Reproduce all the lines exactly as they stand, apart from the pictures.
┄┄┄┄┄┄
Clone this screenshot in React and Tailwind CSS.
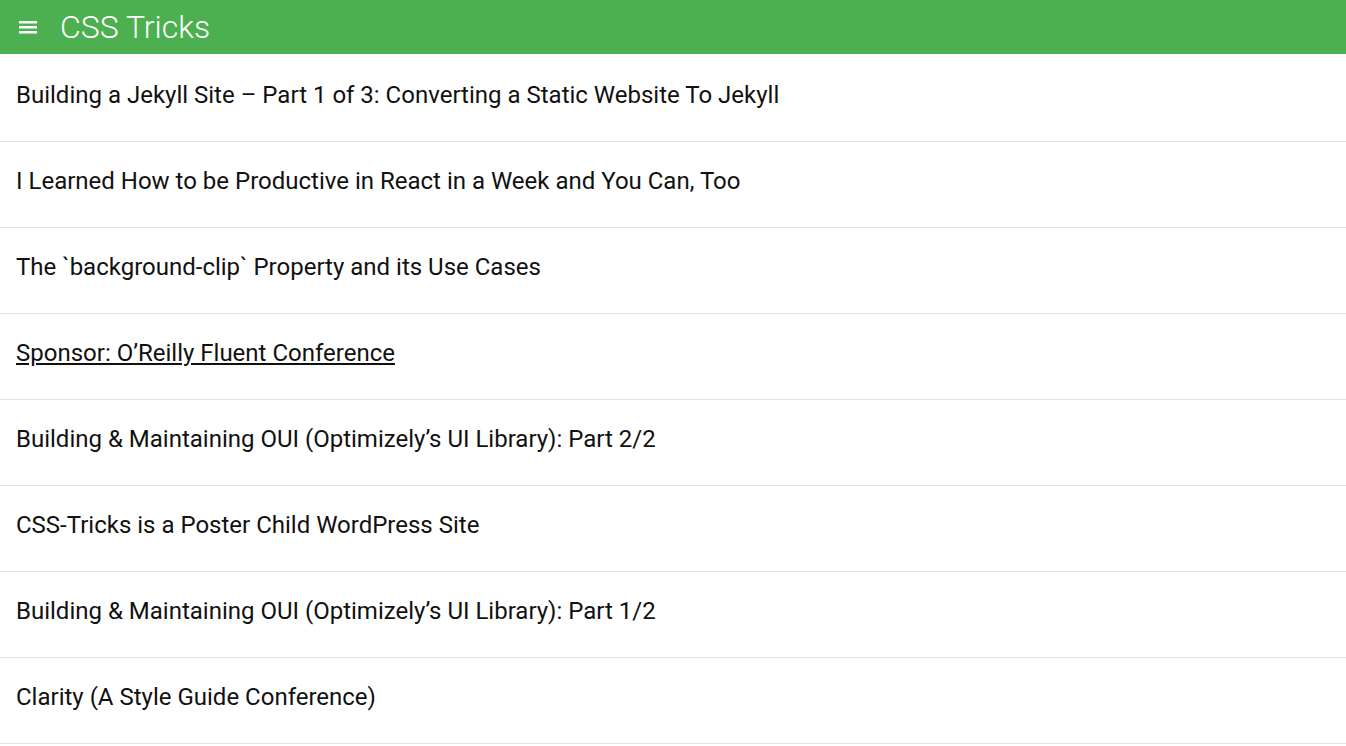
import React from 'react'

const posts = [
  { title: 'Building a Jekyll Site – Part 1 of 3: Converting a Static Website To Jekyll' },
  { title: 'I Learned How to be Productive in React in a Week and You Can, Too' },
  { title: 'The `background-clip` Property and its Use Cases' },
  { title: 'Sponsor: O’Reilly Fluent Conference', sponsor: true },
  { title: 'Building & Maintaining OUI (Optimizely’s UI Library): Part 2/2' },
  { title: 'CSS-Tricks is a Poster Child WordPress Site' },
  { title: 'Building & Maintaining OUI (Optimizely’s UI Library): Part 1/2' },
  { title: 'Clarity (A Style Guide Conference)' },
]

const App = () => {
  return (
    <main className="w-full min-h-screen bg-white font-['Roboto',sans-serif]">
      <header className="h-[54px] bg-[#4caf50] flex items-center">
        <button className="w-[19px] ml-[19px] flex items-center text-white">
          <svg width="18" height="14" viewBox="0 0 18 14" fill="currentColor">
            <rect x="0" y="1" width="18" height="2.5" />
            <rect x="0" y="6" width="18" height="2.5" />
            <rect x="0" y="11" width="18" height="2.5" />
          </svg>
        </button>
        <h1 className="ml-[22px] text-[32px] font-light text-white leading-none">CSS Tricks</h1>
      </header>

      <ul className="mt-[2px]">
        {posts.map((post, idx) => (
          <li key={idx} className="h-[86px] flex items-center px-4 pb-[8px] border-b border-[#e0e0e0]">
            <span className={`text-[24px] text-[#111] ${post.sponsor ? 'underline underline-offset-2' : ''}`}>
              {post.title}
            </span>
          </li>
        ))}
      </ul>
    </main>
  )
}

export default App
┄┄┄┄┄┄
RESPONSE TO THE TASK.
Clone this screenshot in React and Tailwind CSS.
import React from 'react'

const posts = [
  { title: 'Building a Jekyll Site – Part 1 of 3: Converting a Static Website To Jekyll' },
  { title: 'I Learned How to be Productive in React in a Week and You Can, Too' },
  { title: 'The `background-clip` Property and its Use Cases' },
  { title: 'Sponsor: O’Reilly Fluent Conference', sponsor: true },
  { title: 'Building & Maintaining OUI (Optimizely’s UI Library): Part 2/2' },
  { title: 'CSS-Tricks is a Poster Child WordPress Site' },
  { title: 'Building & Maintaining OUI (Optimizely’s UI Library): Part 1/2' },
  { title: 'Clarity (A Style Guide Conference)' },
]

const App = () => {
  return (
    <main className="w-full min-h-screen bg-white font-['Roboto',sans-serif]">
      <header className="h-[54px] bg-[#4caf50] flex items-center">
        <button className="w-[19px] ml-[19px] flex items-center text-white">
          <svg width="18" height="14" viewBox="0 0 18 14" fill="currentColor">
            <rect x="0" y="1" width="18" height="2.5" />
            <rect x="0" y="6" width="18" height="2.5" />
            <rect x="0" y="11" width="18" height="2.5" />
          </svg>
        </button>
        <h1 className="ml-[22px] text-[32px] font-light text-white leading-none">CSS Tricks</h1>
      </header>

      <ul className="mt-[2px]">
        {posts.map((post, idx) => (
          <li key={idx} className="h-[86px] flex items-center px-4 pb-[8px] border-b border-[#e0e0e0]">
            <span className={`text-[24px] text-[#111] ${post.sponsor ? 'underline underline-offset-2' : ''}`}>
              {post.title}
            </span>
          </li>
        ))}
      </ul>
    </main>
  )
}

export default App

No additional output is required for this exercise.